Doctors step up protest with mass march, hunger strike as court nixes injunction
Striking doctors intensified their protest yesterday in the wake of the Labor Court’s decision not to issue injunctions against them.
The chairman of the Israel Medical Association, Dr. Leonid Eidelman, announced that he was beginning a hunger strike “until the end of the struggle.” Also yesterday, doctors began a three-day protest march from the Ramat Gan headquarters of the IMA to the Prime Minister’s Office in Jerusalem, where they plan to present Prime Minister Benjamin Netanyahu with a petition calling on him to save public medicine. Tens of thousands of doctors and ordinary citizens have signed the petition over the last few months.
Meanwhile, a young doctors’ group, set up last week following the spontaneous protest of interns and specialists, held two protests yesterday and said that it planned to step up its activities in the coming days.
The group is also planning to join Eidelman on his hunger strike and to present letters of resignation en masse to hospitals.
Early Monday morning, the Labor Court rejected the state’s request for injunctions against the striking doctors as well as the state’s demand for forced arbitration.
The judges, headed by the court’s president, Nili Arad, wrote that “we have reached the conclusion that at this time... the work stoppages by the Israel Medical Association are within the standards of reason and proportionality and that no injunctions should be issued to prevent them.”
The decision constitutes a victory for the IMA, which decided to intensify the measures it has adopted in the strike, now in its 16th week.
At a press conference yesterday at IMA headquarters, Eidelman listed the doctors’ demands since the negotiations entered an impasse over the weekend. He included the latest demands of the young interns and specialists and said that “there is an immediate need for an additional 1,000 doctors’ positions, a lessening of shifts for interns,to six per month, an immediate handling of the specializations that will very soon have no doctors filling them, attracting doctors to the periphery, and attracting young students to the medical profession by raising the wages of doctors by 50 percent per hour.”
Eidelman, 59, added that he began an unlimited hunger strike yesterday morning, but urged other doctors not to join him yet.
“It may be that the struggle will last a long time, and it may be that in several days I will not be able to continue the hunger strike, and then I will turn to other doctors to continue along this path,” he said.
Eidelman led the march yesterday, from Ramat Gan to Jerusalem, which began with 15 people, walking in small groups, according to police instructions, so as not interfere with traffic.

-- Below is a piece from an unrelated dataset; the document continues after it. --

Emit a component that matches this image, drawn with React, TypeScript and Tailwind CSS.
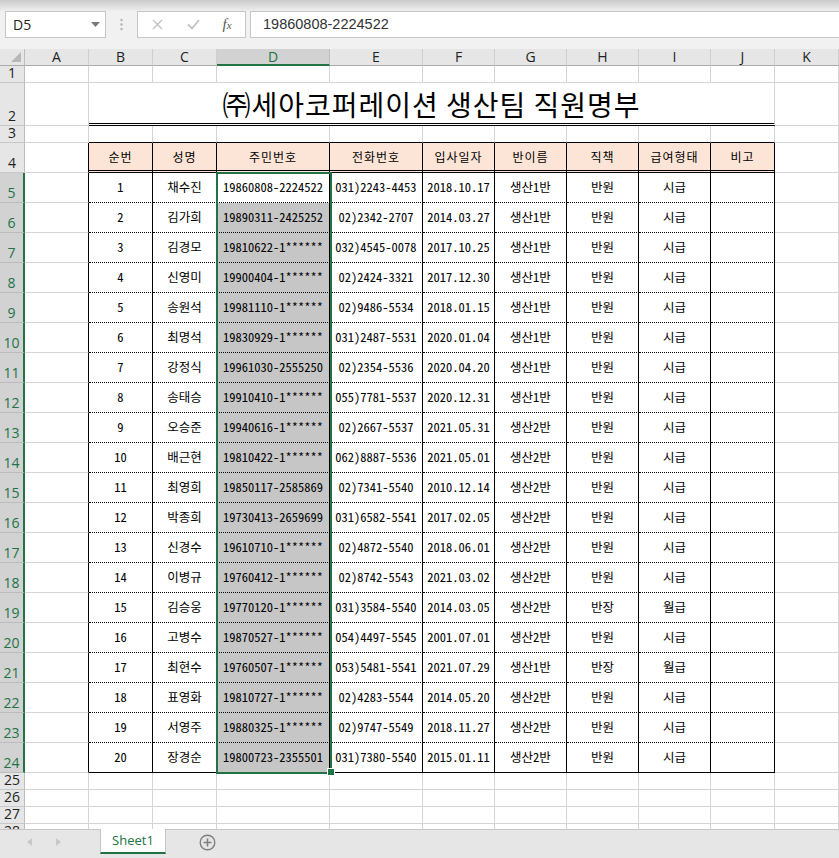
import React from "react";

const LETTERS = ["A", "B", "C", "D", "E", "F", "G", "H", "I", "J", "K"];
const WIDTHS = [
  "w-[64px]",
  "w-[64px]",
  "w-[64px]",
  "w-[113px]",
  "w-[93px]",
  "w-[72px]",
  "w-[72px]",
  "w-[72px]",
  "w-[72px]",
  "w-[64px]",
  "w-[64px]",
];

const HEADERS = ["순번", "성명", "주민번호", "전화번호", "입사일자", "반이름", "직책", "급여형태", "비고"];

type Person = [string, string, string, string, string, string, string];

const people: Person[] = [
  ["채수진", "19860808-2224522", "031)2243-4453", "2018.10.17", "생산1반", "반원", "시급"],
  ["김가희", "19890311-2425252", "02)2342-2707", "2014.03.27", "생산1반", "반원", "시급"],
  ["김경모", "19810622-1******", "032)4545-0078", "2017.10.25", "생산1반", "반원", "시급"],
  ["신영미", "19900404-1******", "02)2424-3321", "2017.12.30", "생산1반", "반원", "시급"],
  ["송원석", "19981110-1******", "02)9486-5534", "2018.01.15", "생산1반", "반원", "시급"],
  ["최명석", "19830929-1******", "031)2487-5531", "2020.01.04", "생산1반", "반원", "시급"],
  ["강정식", "19961030-2555250", "02)2354-5536", "2020.04.20", "생산1반", "반원", "시급"],
  ["송태승", "19910410-1******", "055)7781-5537", "2020.12.31", "생산1반", "반원", "시급"],
  ["오승준", "19940616-1******", "02)2667-5537", "2021.05.31", "생산2반", "반원", "시급"],
  ["배근현", "19810422-1******", "062)8887-5536", "2021.05.01", "생산2반", "반원", "시급"],
  ["최영희", "19850117-2585869", "02)7341-5540", "2010.12.14", "생산2반", "반원", "시급"],
  ["박종희", "19730413-2659699", "031)6582-5541", "2017.02.05", "생산2반", "반원", "시급"],
  ["신경수", "19610710-1******", "02)4872-5540", "2018.06.01", "생산2반", "반원", "시급"],
  ["이병규", "19760412-1******", "02)8742-5543", "2021.03.02", "생산2반", "반원", "시급"],
  ["김승웅", "19770120-1******", "031)3584-5540", "2014.03.05", "생산2반", "반장", "월급"],
  ["고병수", "19870527-1******", "054)4497-5545", "2001.07.01", "생산2반", "반원", "시급"],
  ["최현수", "19760507-1******", "053)5481-5541", "2021.07.29", "생산1반", "반장", "월급"],
  ["표영화", "19810727-1******", "02)4283-5544", "2014.05.20", "생산2반", "반원", "시급"],
  ["서영주", "19880325-1******", "02)9747-5549", "2018.11.27", "생산2반", "반원", "시급"],
  ["장경순", "19800723-2355501", "031)7380-5540", "2015.01.11", "생산2반", "반원", "시급"],
];

const GRID = "border-r border-b border-[#d4d4d4]";

function RowHead({ n, selected }: { n: number; selected?: boolean }) {
  return (
    <div
      className={`w-[25px] shrink-0 flex items-end justify-center pb-[2px] text-[14px] leading-[14px] overflow-hidden font-['Open_Sans',sans-serif] border-b ${
        selected
          ? "bg-[#d2d2d2] text-[#217346] border-r-2 border-r-[#217346] border-b-[#bcbcbc]"
          : "bg-[#e6e6e6] text-[#222] border-r border-r-[#bdbdbd] border-b-[#c8c8c8]"
      }`}
    >
      {n}
    </div>
  );
}

function EmptyRow({ n, h }: { n: number; h: string }) {
  return (
    <div className={`flex ${h}`}>
      <RowHead n={n} />
      {WIDTHS.map((w, i) => (
        <div key={i} className={`${w} shrink-0 ${GRID}`} />
      ))}
    </div>
  );
}

function FormulaBar() {
  return (
    <div className="h-[49px] shrink-0 bg-[#f1f1f1] flex flex-col">
      <div className="h-[11px] bg-linear-to-b from-[#cbcbcb] to-[#eeeeee]" />
      <div className="h-[27px] flex items-stretch font-['Open_Sans',sans-serif]">
        <div className="ml-[5px] w-[101px] bg-white border border-[#c6c6c6] flex items-center justify-between pl-[7px] pr-[5px]">
          <span className="text-[14px] text-[#222]">D5</span>
          <svg width="9" height="5" viewBox="0 0 9 5">
            <path d="M0 0h9L4.5 5z" fill="#7a7a7a" />
          </svg>
        </div>
        <div className="w-[31px] flex items-center justify-center">
          <svg width="3" height="13" viewBox="0 0 3 13">
            <circle cx="1.5" cy="2" r="1.2" fill="#b4b4b4" />
            <circle cx="1.5" cy="6.5" r="1.2" fill="#b4b4b4" />
            <circle cx="1.5" cy="11" r="1.2" fill="#b4b4b4" />
          </svg>
        </div>
        <div className="w-[109px] bg-white border border-[#c6c6c6] flex items-center">
          <div className="w-[38px] flex justify-center">
            <svg width="11" height="11" viewBox="0 0 11 11">
              <path d="M1 1l9 9M10 1l-9 9" stroke="#c2c2c2" strokeWidth="1.4" />
            </svg>
          </div>
          <div className="w-[34px] flex justify-center">
            <svg width="13" height="11" viewBox="0 0 13 11">
              <path d="M1 5.5l4 4L12 1" stroke="#c2c2c2" strokeWidth="1.8" fill="none" />
            </svg>
          </div>
          <div className="w-[34px] flex justify-center">
            <span className="font-['Liberation_Serif',serif] italic text-[15px] text-[#5a5a5a] leading-none">
              f<span className="text-[11px]">x</span>
            </span>
          </div>
        </div>
        <div className="ml-[4px] flex-1 bg-white border border-[#c6c6c6] border-r-0 flex items-center pl-[12px]">
          <span className="text-[14.5px] text-[#333] font-['Liberation_Sans',sans-serif]">19860808-2224522</span>
        </div>
      </div>
    </div>
  );
}

function ColumnHeader() {
  return (
    <div className="flex h-[17px] bg-[#e6e6e6] font-['Open_Sans',sans-serif] text-[14px] leading-[14px]">
      <div className="w-[25px] shrink-0 border-r border-b border-r-[#bdbdbd] border-b-[#ababab] flex items-end justify-end pr-[3px] pb-[3px]">
        <svg width="10" height="10" viewBox="0 0 10 10">
          <path d="M10 0v10H0z" fill="#b8b8b8" />
        </svg>
      </div>
      {LETTERS.map((l, i) =>
        l === "D" ? (
          <div
            key={l}
            className={`${WIDTHS[i]} shrink-0 bg-[#d2d2d2] text-[#217346] border-r border-r-[#bdbdbd] border-b-2 border-b-[#217346] flex items-center justify-center`}
          >
            {l}
          </div>
        ) : (
          <div
            key={l}
            className={`${WIDTHS[i]} shrink-0 text-[#222] border-r border-r-[#cfcfcf] border-b border-b-[#ababab] flex items-center justify-center`}
          >
            {l}
          </div>
        )
      )}
    </div>
  );
}

function Sheet() {
  const cellFont =
    "font-['Noto_Sans_CJK_KR',sans-serif] text-[12.5px] text-black [font-feature-settings:'hwid']";

  return (
    <div className="relative flex-1 overflow-hidden bg-white">
      <ColumnHeader />
      <EmptyRow n={1} h="h-[17px]" />

      {/* title row */}
      <div className="flex h-[43px]">
        <RowHead n={2} />
        <div className={`w-[64px] shrink-0 ${GRID}`} />
        <div className="w-[686px] shrink-0 border-r border-r-[#d4d4d4] border-b-[3px] border-double border-b-black flex items-end justify-center pb-[5px]">
          <span className="font-['Noto_Sans_CJK_KR',sans-serif] text-[28px] tracking-[1px] leading-none text-black">
            ㈜세아코퍼레이션 생산팀 직원명부
          </span>
        </div>
        <div className={`w-[64px] shrink-0 ${GRID}`} />
      </div>

      {/* spacer row above table */}
      <div className="flex h-[17px]">
        <RowHead n={3} />
        {WIDTHS.map((w, i) => (
          <div
            key={i}
            className={`${w} shrink-0 ${
              i >= 1 && i <= 9
                ? "border-r border-r-[#d4d4d4] border-b border-b-black"
                : GRID
            }`}
          />
        ))}
      </div>

      {/* header row */}
      <div className="flex h-[30px]">
        <RowHead n={4} />
        <div className="w-[64px] shrink-0 border-r border-r-black border-b border-b-[#d4d4d4]" />
        {HEADERS.map((t, i) => (
          <div
            key={t}
            className={`${WIDTHS[i + 1]} shrink-0 bg-[#fce4d6] border-r border-r-black border-b-[3px] border-double border-b-black flex items-center justify-center ${cellFont} text-[12px] tracking-[1px]`}
          >
            {t}
          </div>
        ))}
        <div className={`w-[64px] shrink-0 ${GRID}`} />
      </div>

      {/* data rows */}
      {people.map((p, r) => {
        const last = r === people.length - 1;
        const values = [String(r + 1), ...p, ""];
        return (
          <div key={r} className="flex h-[30px]">
            <RowHead n={r + 5} selected />
            <div className="w-[64px] shrink-0 border-r border-r-black border-b border-b-[#d4d4d4]" />
            {values.map((v, i) => (
              <div
                key={i}
                className={`${WIDTHS[i + 1]} shrink-0 border-r border-r-black border-b border-b-black ${
                  last ? "" : "[border-bottom-style:dotted]"
                } ${i === 2 && r > 0 ? "bg-[#c6c6c6]" : ""} flex items-center justify-center ${cellFont}`}
              >
                {v}
              </div>
            ))}
            <div className={`w-[64px] shrink-0 ${GRID}`} />
          </div>
        );
      })}

      <EmptyRow n={25} h="h-[17px]" />
      <EmptyRow n={26} h="h-[17px]" />
      <EmptyRow n={27} h="h-[17px]" />
      <EmptyRow n={28} h="h-[17px]" />

      {/* selection outline D5:D24 */}
      <div className="absolute left-[216px] top-[123px] w-[116px] h-[602px] border-2 border-[#217346] pointer-events-none" />
      <div className="absolute left-[327px] top-[719px] w-[8px] h-[8px] bg-[#217346] border border-white pointer-events-none" />
    </div>
  );
}

function TabBar() {
  return (
    <div className="h-[29px] shrink-0 bg-[#e6e6e6] border-t border-[#c6c6c6] flex items-start font-['Open_Sans',sans-serif]">
      <div className="w-[100px] h-[24px] flex items-center">
        <svg className="ml-[27px]" width="5" height="8" viewBox="0 0 5 8">
          <path d="M5 0v8L0 4z" fill="#c8c8c8" />
        </svg>
        <svg className="ml-[24px]" width="5" height="8" viewBox="0 0 5 8">
          <path d="M0 0v8l5-4z" fill="#c8c8c8" />
        </svg>
      </div>
      <div className="-mt-px w-[66px] h-[25px] bg-white border-x border-[#c6c6c6] border-b-2 border-b-[#217346] flex items-center justify-center">
        <span className="text-[13px] text-[#217346]">Sheet1</span>
      </div>
      <div className="ml-[33px] h-[24px] flex items-center">
        <svg width="17" height="17" viewBox="0 0 17 17">
          <circle cx="8.5" cy="8.5" r="7.3" stroke="#7f7f7f" strokeWidth="1.4" fill="none" />
          <path d="M8.5 4.5v8M4.5 8.5h8" stroke="#7f7f7f" strokeWidth="1.6" />
        </svg>
      </div>
    </div>
  );
}

export default function App() {
  return (
    <div className="w-[839px] h-[858px] overflow-hidden flex flex-col bg-white">
      <FormulaBar />
      <Sheet />
      <TabBar />
    </div>
  );
}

They carried signs and wore shirts with the slogan, “Save Public Medicine.”
The marchers stopped to spend the night at Kfar Chabad, and will continue today until they reach the Latrun interchange, reaching Jerusalem on Thursday. They will be met at the Jerusalem International Convention Center (Binyanei HaUma) by doctors from all over Israel who will join them in the march to the Prime Minister’s Office. Eidelman said he would set up a protest tent there and would stay there until the end of the crisis.
The IMA chairman said he was willing to meet with representatives of the Finance Ministry if they agree to “negotiate, or even to join the march and discuss it with me at the side of the road.”
Sources at the Finance Ministry were critical of the protest march which they say enables the doctors to ignore the negotiations. The IMA responded that “we are interested in intensive negotiations any day or hour the Treasury wishes.” According to Deputy Finance Minister Yitzhak Cohen (Shas), “the failure of the leadership of the doctors resulted in the managers of the big hospitals in central Israel, who are interested in private medicine, dictating the agenda in the IMA.”
Court rejects residents’ request
The Labor Court yesterday rejected a request by the medical residents union to join the negotiations between the treasury and Israeli Medical Association as a separate group.
Later yesterday the IMA’s strike committee decided to join forces with the residents for a more effective protest.
Deputy IMA chairman Dr. Israel Eilig said: “Our joint goal is to save medicine and the doctors in Israel, for the benefit of the public.”
Dr. Aviv Shaul, a resident at Beilinson Hospital’s internal ward, said “the Health Ministry and treasury failed to drive a wedge between the residents and the IMA. We are united.”
The residents yesterday presented Eidelman with the demands they had formulated on Sunday. Eidelman adopted most of them in the speech he gave at the press conference.
“We have two additional demands − shortening the agreement’s term and not putting residents on extended on-call shifts,” Shaul said at the press conference. “The residents are acting responsibly, obeying the law and intend to take part in the struggle.”
He also said the residents were considering joining the IMA chairman’s fast.